Friday, September 29, 2006

what works?: a response to What Makes You Conservative or Liberal?

let me start off by saying, i know the point of my fellow contributor's post was not necessarily to illicit ideological colloguy but to simply to remark on the various statistics coinciding with one side or the other; a lot of money (or very little of it) and a lot of God=conservative, in the middle of these social dynamics=liberal. but there is a flaw in this: most of these "who's liberal or conservative" are not based on these individuals personal beliefs or their voting patterns (which would be difficult, not to mention illegal, to study with any degree of accuracy) they are based soley on party affiliation. party affiliation is not a good indicator of political ideology. for example, i am a member of a major party, however, i in no way adhere strictly to their cannon; i do agree more often with their take on issues (albeit those issues' numbers are dwindling) than i do the take of the other side, but the other side is not always wrong either.

here's the point, folks: we are not just statistics and our parties do not define us...we define our parties. and this garbage about your being conservative because you believe in this and you're a liberal because you are against that is lies funnelled in to the brains of american's by the propagandists (yes, that's what these language wars are) on both sides of the aisle. believe what you believe because you believe it, not because it's what fox or cnn said was right.

here's my proposition to america: it is the founding of a new (at least it seems new in skewed times such as these) political ideology. i call it practicalism (although the name is not set in stone nor is it important). practicalism is not a party or a platform, it is an objective viewpoint that every intellectually honest, active member of a party (and society) must take in order to keep his party, his country, and himself accountable. the philosophy is this: is this practice accomplishing its intended goals?; if not, get over your pride and ask, what do we need to do to accomplish them?; and is the practice fiscally plausible?...simplified: if something works, it works. if it doesn't, it doesn't and we need to find something that does. fdr is one of our most conteversial presidents; he either ushered us out of the great depression or he sent us plumetting into a convoluted spiderweb of bureucacies and social programs that continually threaten our economy. neither of these are completely true and yet neither completely false. but what fdr did (and this is what i admire about the man) was admit when a program wasn't working and move on to a new one.

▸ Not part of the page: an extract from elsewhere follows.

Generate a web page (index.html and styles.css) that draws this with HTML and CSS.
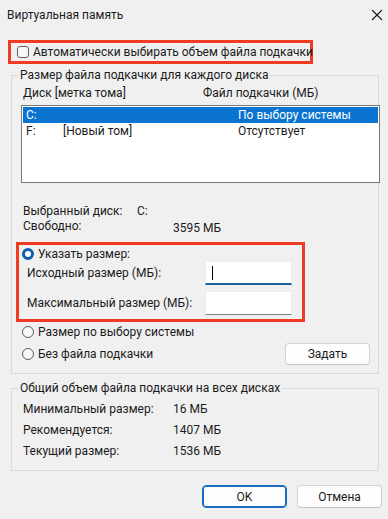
FILE: index.html
```html
<!DOCTYPE html>
<html lang="ru">
<head>
  <meta charset="UTF-8">
  <title>Виртуальная память</title>
  <link rel="stylesheet" href="styles.css">
</head>
<body>
  <div class="titlebar">
    <span class="title">Виртуальная память</span>
    <svg class="close" width="12" height="12" viewBox="0 0 12 12">
      <path d="M1 1 L11 11 M11 1 L1 11" stroke="#1b1b1b" stroke-width="1.1" fill="none"/>
    </svg>
  </div>

  <div class="auto-box">
    <span class="checkbox"></span>
    <span>Автоматически выбирать объем файла подкачки</span>
  </div>

  <fieldset class="group group-disks">
    <legend>Размер файла подкачки для каждого диска</legend>

    <div class="cols">
      <span>Диск [метка тома]</span>
      <span>Файл подкачки (МБ)</span>
    </div>

    <div class="drive-list">
      <div class="drive selected">
        <span>C:</span>
        <span></span>
        <span>По выбору системы</span>
      </div>
      <div class="drive">
        <span>F:</span>
        <span>[Новый том]</span>
        <span>Отсутствует</span>
      </div>
    </div>

    <div class="info">
      <div class="info-row"><span class="info-label">Выбранный диск:</span><span>C:</span></div>
      <div class="info-row free"><span class="info-label wide">Свободно:</span><span class="free-val">3595 МБ</span></div>
    </div>

    <div class="custom-box">
      <div class="radio-row first">
        <span class="radio checked"></span>
        <span>Указать размер:</span>
      </div>
      <div class="size-row">
        <span class="size-label">Исходный размер (МБ):</span>
        <span class="textbox focused"><span class="caret"></span></span>
      </div>
      <div class="size-row second">
        <span class="size-label">Максимальный размер (МБ):</span>
        <span class="textbox"></span>
      </div>
    </div>

    <div class="radio-row sys">
      <span class="radio"></span>
      <span>Размер по выбору системы</span>
    </div>
    <div class="radio-row none">
      <span class="radio"></span>
      <span>Без файла подкачки</span>
      <button class="btn set-btn">Задать</button>
    </div>
  </fieldset>

  <fieldset class="group group-total">
    <legend>Общий объем файла подкачки на всех дисках</legend>
    <div class="total-row"><span class="total-label">Минимальный размер:</span><span>16 МБ</span></div>
    <div class="total-row"><span class="total-label">Рекомендуется:</span><span>1407 МБ</span></div>
    <div class="total-row"><span class="total-label">Текущий размер:</span><span>1536 МБ</span></div>
  </fieldset>

  <div class="actions">
    <button class="btn primary">OK</button>
    <button class="btn">Отмена</button>
  </div>
</body>
</html>
```

FILE: styles.css
```css
body {
  margin: 0;
  background: #f0f0f0;
  font-family: Roboto, "Noto Sans", sans-serif;
  font-size: 12px;
  line-height: 16px;
  color: #1b1b1b;
  width: 388px;
  height: 519px;
  overflow: hidden;
}

.titlebar {
  height: 30px;
  display: flex;
  align-items: center;
  padding-left: 7px;
  padding-right: 5px;
  margin-bottom: 10px;
}

.titlebar .close {
  margin-left: auto;
}

.auto-box {
  box-sizing: border-box;
  margin-left: 8px;
  width: 305px;
  height: 24px;
  border: 3px solid #ef3b24;
  display: flex;
  align-items: center;
  padding-left: 6px;
  gap: 4px;
  white-space: nowrap;
}

.checkbox {
  box-sizing: border-box;
  width: 12px;
  height: 12px;
  border: 1px solid #5d5d5d;
  border-radius: 3px;
  background: #f7f7f7;
  flex-shrink: 0;
}

.group {
  margin: 3px 9px 0 11px;
  padding: 0 0 8px 9px;
  border: 1px solid #dadada;
  min-width: 0;
}

.group legend {
  margin-left: -3px;
  padding: 0 2px;
  line-height: 16px;
}

.cols {
  margin-top: 2px;
  padding-left: 2px;
  display: grid;
  grid-template-columns: 180px 1fr;
}

.drive-list {
  box-sizing: border-box;
  margin-top: 4px;
  width: 359px;
  height: 78px;
  border: 1px solid #7a7a7a;
  background: #fff;
  padding: 1px 1px 0;
}

.drive {
  display: grid;
  grid-template-columns: 37px 175px 1fr;
  padding-left: 3px;
  height: 16px;
}

.drive.selected {
  background: #0a74d0;
  color: #fff;
}

.info {
  margin-top: 21px;
  padding-left: 2px;
}

.info-row {
  display: flex;
  line-height: 15px;
}

.info-label {
  width: 114px;
}

.info-label.wide {
  width: 150px;
}

.free-val {
  padding-top: 2px;
}

.custom-box {
  box-sizing: border-box;
  margin: 6px 0 0 -5px;
  width: 289px;
  border: 3px solid #ef3b24;
  padding: 1px 0 4px;
}

.radio-row {
  display: flex;
  align-items: center;
  gap: 4px;
  padding-left: 3px;
  height: 16px;
}

.radio-row.first {
  height: 15px;
}

.radio {
  box-sizing: border-box;
  width: 12px;
  height: 12px;
  border-radius: 50%;
  border: 1px solid #5d5d5d;
  background: #f7f7f7;
}

.radio.checked {
  border: 3.5px solid #0f5fb0;
  background: #fff;
}

.size-row {
  display: flex;
  align-items: center;
  padding-left: 8px;
}

.size-row.second {
  margin-top: 6px;
}

.size-label {
  width: 178px;
}

.textbox {
  box-sizing: border-box;
  width: 87px;
  height: 24px;
  background: #fff;
  border: 1px solid #ececec;
  border-bottom: 1px solid #878787;
  display: flex;
  align-items: center;
  padding-left: 6px;
}

.textbox.focused {
  border-bottom: 2px solid #17609a;
}

.caret {
  width: 1px;
  height: 14px;
  background: #000;
}

.radio-row.sys {
  margin-top: 2px;
  padding-left: 1px;
}

.radio-row.none {
  margin-top: 3px;
  height: 22px;
  padding-left: 1px;
}

.btn {
  box-sizing: border-box;
  font-family: inherit;
  font-size: 12px;
  color: #1b1b1b;
  background: #fdfdfd;
  border: 1px solid #d3d3d3;
  border-bottom-color: #c2c2c2;
  border-radius: 4px;
  width: 85px;
  height: 23px;
  padding: 0;
}

.set-btn {
  margin-left: auto;
  margin-right: 8px;
  height: 22px;
}

.group-total {
  margin-top: 6px;
  padding-bottom: 8px;
}

.total-row {
  display: flex;
  height: 21px;
  line-height: 21px;
  padding-left: 2px;
}

.total-row:first-of-type {
  margin-top: 3px;
}

.total-label {
  width: 150px;
}

.actions {
  display: flex;
  justify-content: flex-end;
  gap: 10px;
  margin-top: 14px;
  padding-right: 6px;
}

.btn.primary {
  border: 1px solid #1a6cc0;
  box-shadow: inset 0 0 0 1px #1a6cc0;
}
```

we need to be willing to accept that our party does not have all the answers and those answers may actually be found on the other side...or in third parties...or (dare i say it?) other countries governments. we as republicans or democrats or american's do not have a corner on good ideas and the sooner we recognize that and (again, dare i say it?) humble ourselves the sooner our county gets to a place where we americans can all be proud of who we are, what we do, and what we stand for...because who we are, what we do, and what we stand for will work. and that's something that both the left and right can get behind.